Yakima, Washington-based CubCrafters is already known for taking the classic Piper Super Cub design to short takeoff and landing extremes. A new aerodynamic system the company is developing could take the Cub and other aircraft further.

Cubcrafters calls its new system, Electric Lift Augmenting Slats (ELAS). ELAS is a new twist on an old idea, the recognition that speeding the flow of air over the top of an aerodynamic device like a wing or horizontal tail can increase lift.

It has most commonly been seen with “blown flaps” whose origins stretch back to the 1930s. Air blown through nozzles across wing trailing-edge flaps has been used to speed and shape the airflow over the rear edge of the wing, increasing lift and allowing fixed wing airplanes to fly slower, and takeoff and land in shorter distances.

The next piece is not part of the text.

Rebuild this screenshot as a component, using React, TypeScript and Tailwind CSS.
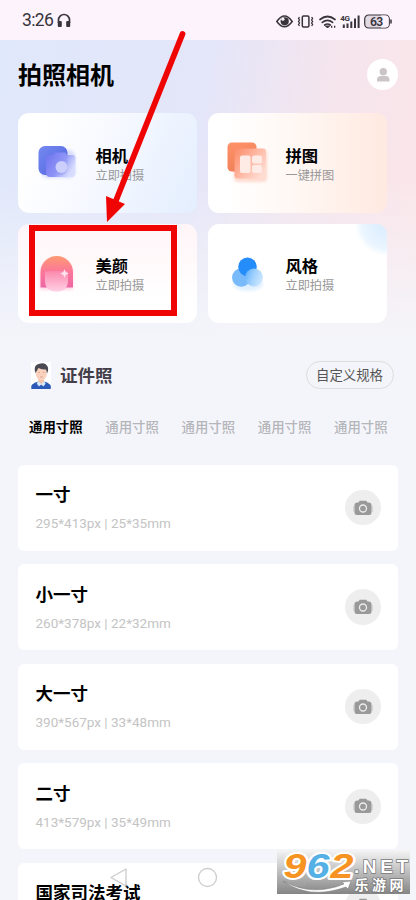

CubCrafters has essentially taken the idea and applied it to the leading edge of the wings on one of its NX Cubs. Multiple electric ducted fans are integrated into the leading-edge slats (flap-like devices on the front of a wing) on the aircraft in segments (two fans per segment). The fans can be moved to different positions along the slats, spaced adjacently or separated to achieve different effects.

Flight testing began last week at the company’s Yakima facility and a test matrix evaluating different configurations, slat and fan power settings and environmental conditions will be followed in coming months. CubCrafters’ analyses have forecast that the high energy airflow ELAS will deliver through and around the slats could ultimately boost lift by a factor of 1.5 to 4.0 depending on the airfoil geometry and flight conditions.

The company’s lineup of Super Cub based designs are already eminently capable STOL sport and bush aircraft. Energy drink giant, Red Bull, demonstrated the capability of CubCrafters’ products when it pulled off a stunt last March wherein a pilot landed a Carbon Cub on a 78-foot diameter helipad located on top of the 56-story Burj Al Arab Hotel in Dubai.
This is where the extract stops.